The chart shows what typical progression looks like: volume (miles per week) increases gradually, load increases gradually, pace stays relatively consistent or slightly improves.


Common programming mistakes

Mistake 1: Increasing too fast. Adding 10 pounds of load when you should add 2-5. Doubling your distance instead of adding 0.5 miles. This leads to overuse injuries and burnout.

Mistake 2: Going too hard on easy rucks. Treating every ruck like a test of strength instead of building base fitness. Your easy rucks should feel easy. If they don't, you're overtraining.

Mistake 3: Ignoring periodization. Rucking harder every single week for 12 weeks straight. Eventually, fatigue accumulates, recovery is inadequate, and you get injured or burn out.
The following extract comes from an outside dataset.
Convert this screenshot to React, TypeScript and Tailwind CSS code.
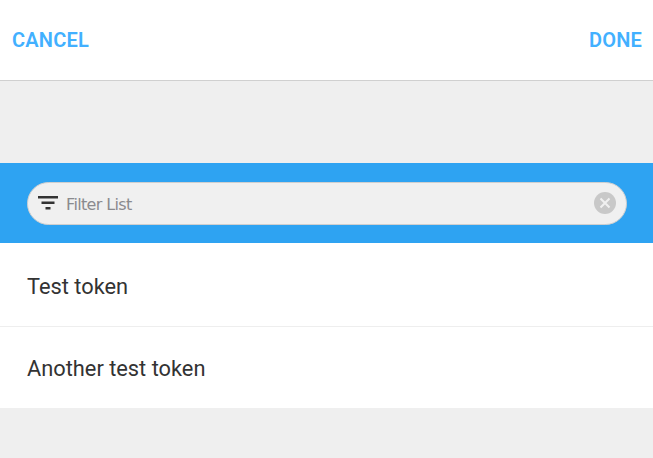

Periodization (3 weeks build, 1 week deload) prevents this.

Mistake 4: Not varying stimulus. Doing the exact same route, same load, same pace, same distance every session. Your body adapts quickly to repetition and stops improving. Vary your routes, terrain, load, distance, and pace.

Mistake 5: Over-programming. A 5-day rucking program looks ambitious on paper. But if you're not recovering well, sleeping poorly, or stressed, 5 days is too much. A 3-day program you actually complete is better than a 5-day program you abandon in week 3.

Pro tip

The best training program is the one you'll actually follow. If a 5-day program makes you quit by week 3, a 3-day program that you sustain for 6 months will produce dramatically better results. Start with fewer sessions than you think you need, prove you can do it consistently, then add more.